Sarah McCarthy-Fry: At this stage, I cannot envisage in what circumstances that would happen, unless it was over a particular cross-border branching issue. I hope that when we come to the legislation we can thrash such things out and ensure that the issue is clear and that the rules governing it are more clearly laid out. We will have another opportunity in this Committee and at other stages to probe further when the draft legislation comes out for consultation.
Mr. Jeremy Browne (Taunton) (LD): It is a pleasure to serve under your chairmanship, Mr. Russell. My question is further to those that we have already had in the Committee. I hear two criticisms of the European Union made routinely: first, that it is very prescriptive and uniform in its application of top-down directives, which we are forced to comply with even though there are differences among nation states, and, secondly, that every country is allowed to opt out and only Britain gold-plates these initiatives, so we meet standards that others in the EU exempt themselves from.

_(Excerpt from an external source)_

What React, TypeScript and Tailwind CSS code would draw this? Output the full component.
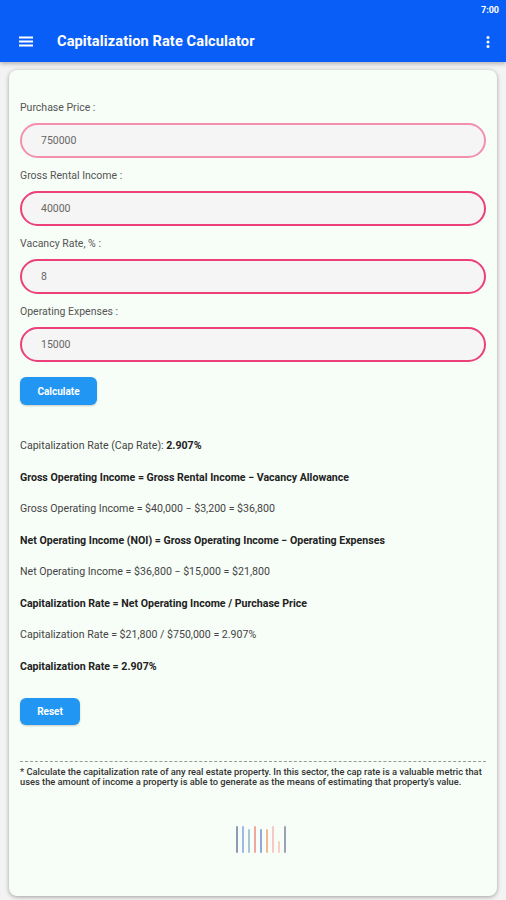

Which of those is likely to characterise the approach to these proposals?
Sarah McCarthy-Fry: I have to go back to the point that I made in the beginning: while we accept that we should harmonise the rules and the rule-making, we are clear that the supervision and the application of those rules are matters for our regulatory bodies. We have made that clear and it was agreed at the meeting.
Mr. Browne: I am still unclear. My question is further to the comments from the hon. Member for Sevenoaks. If we, in the United Kingdom, behave in a way detrimental to the financial interests of both this country and the European Union as a whole, will the European Union hold powers to prevent us from inflicting further damage or will we be able to ignore it and carry on behaving independently, as we have done hitherto?
Sarah McCarthy-Fry: The application of the rules that the new body will agree will be a matter for our FSA and for institutions based in this country. I will stand corrected if I am wrong, but I assume that the normal procedures will be there if someone wishes to challenge the rights of our regulatory body to do something. Given that we have given our regulatory body power to supervise the broad framework of agreed rules, we are leaving it to take account of the market factors in our country and other issues that may be particularly relevant to doing business in this country.